05.14.2012

Few Plusses As UK Exchange Space Shrinks

05.14.2012
Terry Flanagan

Falling volumes and extra competition in the exchange space have been mooted as reasons for the winding down of Plus Markets, London’s stock market for small and fledgling companies.

After launching itself in 2006 as a challenger to the London Stock Exchange-owned Alternative Investment Market (AIM), Plus Markets has posted losses for six consecutive years and was forced to put itself up for sale in February this year but the exchange group has failed to attract any acceptable offers and will instead begin to be wound down over the next six months.

“The exchange environment these days is getting more and more competitive,” Sophie Murra, a manager at Sharemark, a rival UK stock market for smaller companies, told Markets Media.

“I am sure that lower volumes on all exchanges is also part of the problem and in terms of capital raising on the markets recently there has been very little fundraising activity and that is bound to have an effect.”

Plus, which listed some 156 companies at the beginning of last month, including Arsenal football club and brewers Shepherd Neame, has seen listings dwindle over the last few years. And upcoming UK regulatory requirements from the Financial Services Authority, which will force institutions to hold more liquid assets to safeguard against market stress, added to Plus’s problems. The LSE-backed AIM, by comparison, has over 1,250 companies listed.

“Due to the ongoing operating costs of its business in the context of its regulatory status, the company’s cash balance has reached a level at which the board has informed the FSA that it intends to commence a process of orderly closure,” Plus Markets said in a statement on May 14. In the six months to June 30, 2011, turnover was just £1.46 million, and losses in the same period were £1.4 million. 

Plus also says it will ensure that companies traded on the Plus-quoted market are able to find suitable alternative arrangements for the trading of their shares.

“Plus quoted companies have got to decide between their options to ensure their shareholders have an ongoing trading facility,” said Murra at Sharemark. “That’s a key problem—if they no longer have a market solution then effectively those existing shareholders have no way to trade their shares.

“Plus quoted companies need to make a decision as to which alternative market would be most suited to their company. Sharemark is obviously one of those potential solutions.”

From today, Sharemark is offering free admission on to its exchange for Plus-quoted companies until January next year.

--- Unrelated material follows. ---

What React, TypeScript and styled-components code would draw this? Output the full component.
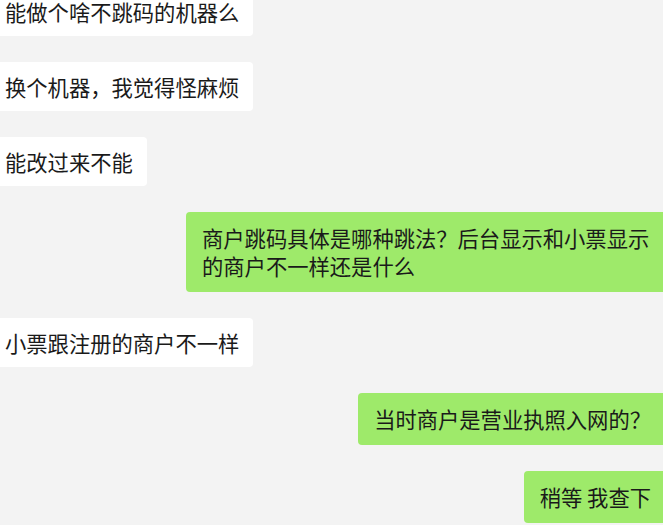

“Sharemark, like Plus Markets, provides a solution for smaller companies requiring access to capital and for companies whose shares are less liquid than those of larger, AIM-traded stocks,” added Murra.

“Sharemark has been around since 2000 and we have been firmly established but there have been another couple of players that have entered the market recently and, yes, competition is out there and stock markets are companies as well and compete in ways that ordinary businesses do.”

Chris Searle, corporate finance partner at accountants BDO in London, told Markets Media: ““It’s a shame that Plus is closing. There’s a need for a third tier public equity market in the UK below Aim and the main market.

“The problem with Plus is that it wanted to be both a cheap and cheerful market for smaller companies but then, in recent years, it loaded up its rule book so that the rules were more or less a mirror of the Aim rules. Its other big problem was that it couldn’t attract institutional investors which meant that fund raising was largely dependent on private investors.

“The demise of Plus is going to make it even more difficult for smaller companies to raise capital at a time when bank lending is tight. And existing companies on Plus are likely to face a dilemma: do they go to Aim, and not all will be able to, do they delist completely, or do they go to one of the matched bargain markets like Sharemark? All in all, it’s a sad day for the public equity markets in the UK.”